B. I shall, when you have taught me.
A. First of all
Take off the gills, then wash him, then cut off
The spines all round, and split him open neatly;
Then when you've laid him flat, anoint him well
And thoroughly with assafœetida;
Sprinkle him then with cheese, and salt, and marjoram.
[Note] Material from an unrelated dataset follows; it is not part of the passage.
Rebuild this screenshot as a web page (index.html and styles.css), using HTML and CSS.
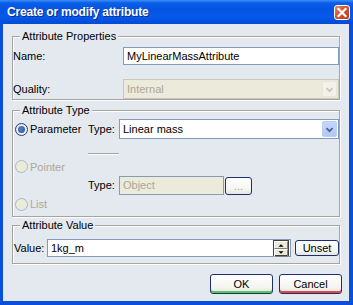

And Ephippus, in his Cydon, gives a list of many other fishes, and among them he mentions the lizard, in the following lines:—
Slices of tunny, and of glanis,
Of shark, and rhine, and of conger,
Cephalus, perch, and lizard too,
And phycis, brinchus, also mullet,
Sea-cuckoo, phagrus, myllus, sparus,
Lebias, æolias, and sea-swallow,
Thritta, and squid, and cuttle-fish,
Sea-sparrow, and dracænides.
The polypus, the squid, and orphus,
The tench, th' anchovy, and the cestres,
And last of all the needle-fish.
And Innesimachus, in his Horse-breeder, says—
Of fish with teeth serrated, you may eat
The grim torpedo, the sea-frog, the perch,
The lizard, and the trichias, and the phycis,
The brinchus, and the mullet, and sea-cuckoo.
[p. 508] There is also the scepinus; and this fish is mentioned by Dorion, in his treatise on Fish; and he says that it is also called the attageinus, or sea-woodcock.